Re: Server freezing, stuck process when using zfs send

Posted: 06 Nov 2015 15:23
by erico.bettoni
daoyama-san, any insight?

Those values don't add up right?
I should not be getting memory errors right?

Re: Server freezing, stuck process when using zfs send

Posted: 06 Nov 2015 23:47
by Bmillett
I have 2 servers at each of my clients locations. They mirror each other each night (and some at noon) using zfs send/receive.
It is this copy process that causes the machines to "break" quickly.
Because I have 2 machines, I will move everything to one, format the 2nd. Move everything to the 2nd. Format the 1st and then get the syncing back up again with both on 9.3.
Very disappointing that this is happening.
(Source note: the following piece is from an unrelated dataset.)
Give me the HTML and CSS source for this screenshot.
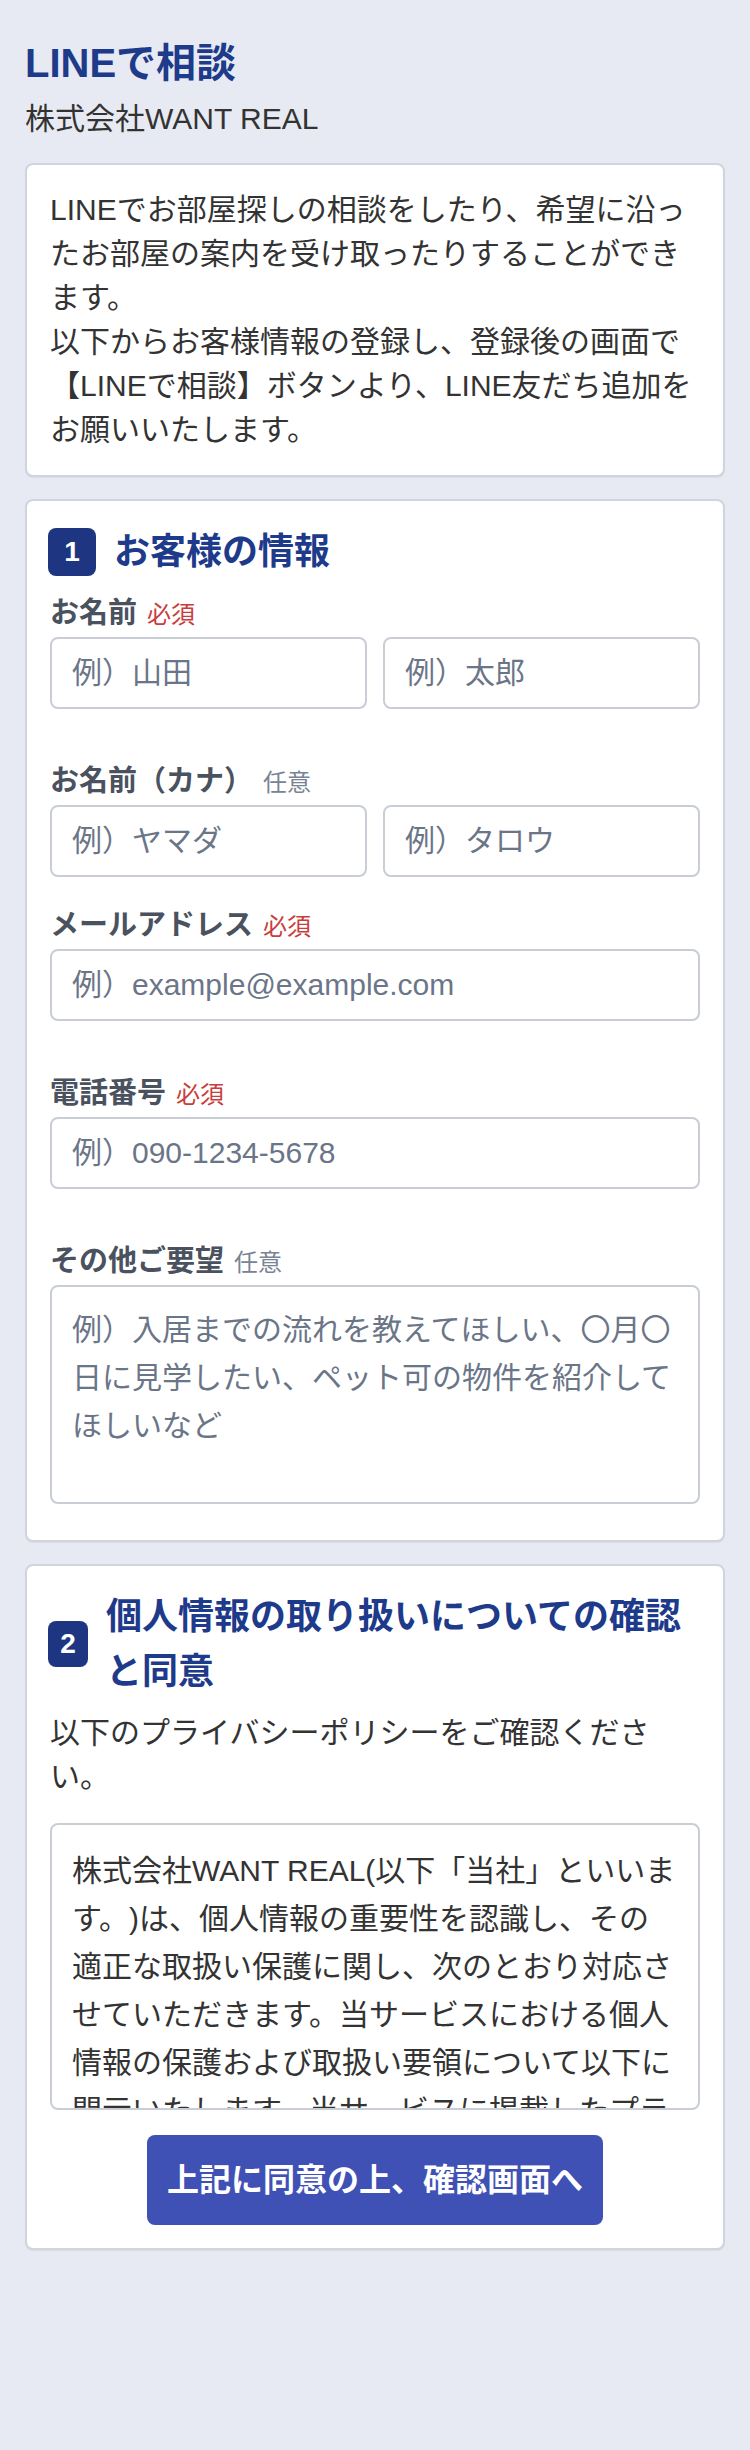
FILE: index.html
```html
<!DOCTYPE html>
<html lang="ja">
<head>
<meta charset="utf-8">
<title>LINEで相談</title>
<link rel="stylesheet" href="styles.css">
</head>
<body>
<main class="page">
  <h1 class="title">LINEで相談</h1>
  <p class="company">株式会社WANT REAL</p>

  <section class="card">
    <p class="text">LINEでお部屋探しの相談をしたり、希望に沿ったお部屋の案内を受け取ったりすることができます。<br>以下からお客様情報の登録し、登録後の画面で【LINEで相談】ボタンより、LINE友だち追加をお願いいたします。</p>
  </section>

  <form class="card">
    <h2 class="section-head"><span class="badge">1</span><span class="section-title">お客様の情報</span></h2>

    <div class="field field--req">
      <label class="label">お名前<span class="tag tag--req">必須</span></label>
      <div class="pair">
        <input class="input" type="text" placeholder="例）山田">
        <input class="input" type="text" placeholder="例）太郎">
      </div>
    </div>

    <div class="field">
      <label class="label">お名前（カナ）<span class="tag tag--opt">任意</span></label>
      <div class="pair">
        <input class="input" type="text" placeholder="例）ヤマダ">
        <input class="input" type="text" placeholder="例）タロウ">
      </div>
    </div>

    <div class="field field--req">
      <label class="label">メールアドレス<span class="tag tag--req">必須</span></label>
      <input class="input" type="email" placeholder="例）example@example.com">
    </div>

    <div class="field field--req">
      <label class="label">電話番号<span class="tag tag--req">必須</span></label>
      <input class="input" type="tel" placeholder="例）090-1234-5678">
    </div>

    <div class="field field--last">
      <label class="label">その他ご要望<span class="tag tag--opt">任意</span></label>
      <textarea class="textarea" placeholder="例）入居までの流れを教えてほしい、〇月〇日に見学したい、ペット可の物件を紹介してほしいなど"></textarea>
    </div>
  </form>

  <section class="card">
    <h2 class="section-head"><span class="badge badge--narrow">2</span><span class="section-title">個人情報の取り扱いについての確認と同意</span></h2>
    <p class="text lead">以下のプライバシーポリシーをご確認ください。</p>
    <div class="policy">
      <p class="policy-text">株式会社WANT REAL(以下「当社」といいます。)は、個人情報の重要性を認識し、その適正な取扱い保護に関し、次のとおり対応させていただきます。当サービスにおける個人情報の保護および取扱い要領について以下に開示いたします。当サービスに掲載したプライバシーポリシーの内容は、法令その他の規範の変更に応じて、予告なく変更することがあります。</p>
      <p class="policy-text">1. 個人情報の取得について<br>当社は、適法かつ公正な手段によって個人情報を取得いたします。</p>
      <p class="policy-text">2. 個人情報の利用目的について<br>当社は、取得した個人情報を、お部屋探しのご相談、物件のご案内、その他これらに付随する業務のために利用いたします。</p>
    </div>
    <div class="actions">
      <button class="submit" type="button">上記に同意の上、確認画面へ</button>
    </div>
  </section>
</main>
</body>
</html>
```

FILE: styles.css
```css
* {
  box-sizing: border-box;
  text-spacing-trim: space-all;
}

body {
  margin: 0;
  background: #e7eaf2;
  font-family: "Liberation Sans", "Noto Sans CJK JP", sans-serif;
  color: #333333;
}

.page {
  padding: 35px 25px 40px;
}

.title {
  margin: 0;
  font-size: 40px;
  line-height: 56px;
  font-weight: 700;
  color: #1e3a8a;
}

.company {
  margin: 6px 0 0;
  font-size: 30px;
  line-height: 44px;
  color: #333333;
}

.card {
  margin-top: 22px;
  background: #ffffff;
  border: 2px solid #d0d4dc;
  border-radius: 8px;
  padding: 23px;
  box-shadow: 0 1px 1px rgba(0, 0, 0, 0.06);
}

.text {
  margin: 0;
  font-size: 30px;
  line-height: 44px;
  color: #333333;
}

.section-head {
  display: flex;
  align-items: center;
  gap: 18px;
  margin: 0 0 12px;
  font-size: 36px;
  line-height: 55px;
  font-weight: 700;
  color: #1e3a8a;
}

.badge {
  flex: none;
  width: 48px;
  height: 48px;
  margin-left: -2px;
  border-radius: 8px;
  background: #1e3581;
  color: #ffffff;
  font-size: 28px;
  line-height: 48px;
  text-align: center;
  font-weight: 700;
}

.badge--narrow {
  width: 40px;
  height: 46px;
  line-height: 46px;
}

.field {
  margin-bottom: 26px;
}

.field--req {
  padding-bottom: 24px;
}

.field--last {
  margin-bottom: 13px;
}

.label {
  display: block;
  height: 44px;
  margin-bottom: 2px;
  font-size: 29px;
  line-height: 44px;
  font-weight: 700;
  color: #49525e;
}

.tag {
  margin-left: 10px;
  font-size: 24px;
  line-height: 1;
  font-weight: 400;
}

.tag--req {
  color: #c93d3d;
}

.tag--opt {
  color: #7a8394;
}

.pair {
  display: grid;
  grid-template-columns: 1fr 1fr;
  gap: 16px;
}

.input,
.textarea {
  display: block;
  width: 100%;
  min-width: 0;
  margin: 0;
  border: 2px solid #c8cdd6;
  border-radius: 8px;
  background: #ffffff;
  font-family: "Liberation Sans", "Noto Sans CJK JP", sans-serif;
  font-size: 30px;
  color: #333333;
}

.input {
  height: 72px;
  padding: 0 20px;
}

.textarea {
  height: 219px;
  padding: 19px 18px 19px 20px;
  line-height: 48px;
  resize: none;
}

.input::placeholder,
.textarea::placeholder {
  color: #6b7588;
  opacity: 1;
}

.lead {
  margin-bottom: 24px;
}

.policy {
  height: 287px;
  border: 2px solid #c8cdd6;
  border-radius: 8px;
  padding: 22px 20.5px 0 20px;
  overflow-y: auto;
  scrollbar-width: none;
}

.policy::-webkit-scrollbar {
  display: none;
}

.policy-text {
  margin: 0;
  font-size: 30px;
  line-height: 48px;
  color: #333333;
}

.actions {
  display: flex;
  justify-content: center;
  margin-top: 25px;
}

.submit {
  border: 0;
  border-radius: 8px;
  background: #3f51b5;
  color: #ffffff;
  font-family: "Liberation Sans", "Noto Sans CJK JP", sans-serif;
  font-size: 32px;
  line-height: 46px;
  font-weight: 700;
  padding: 22px 20px;
}
```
It's conforting to see that I'm not the only one. My hardware setup is as simple as possible so it "runs forever".
I hope 9.3 will just run and run. Like a good unix should!!

Re: Server freezing, stuck process when using zfs send

Posted: 07 Nov 2015 00:17
by daoyama
probably I cannot help. I'm using 16GB only and vfs.zfs.prefetch_disable=1 with mirrored ZIL and L2ARC on SSD.

Re: Server freezing, stuck process when using zfs send

Posted: 07 Nov 2015 03:20
by erico.bettoni
I have two ssd also, one for l2arc and one for Zil. I've tried removing both from the pool. Same error. :/

Re: Server freezing, stuck process when using zfs send

Posted: 08 Nov 2015 14:39
by daoyama
erico.bettoni wrote:I have two ssd also, one for l2arc and one for Zil. I've tried removing both from the pool. Same error. :/
Did you check with vfs.zfs.prefetch_disable=1?

Re: Server freezing, stuck process when using zfs send

Posted: 08 Nov 2015 22:48
by erico.bettoni
daoyama wrote:
erico.bettoni wrote:I have two ssd also, one for l2arc and one for Zil. I've tried removing both from the pool. Same error. :/
Did you check with vfs.zfs.prefetch_disable=1?
Yes, just did that. No change, same error. This is really weird.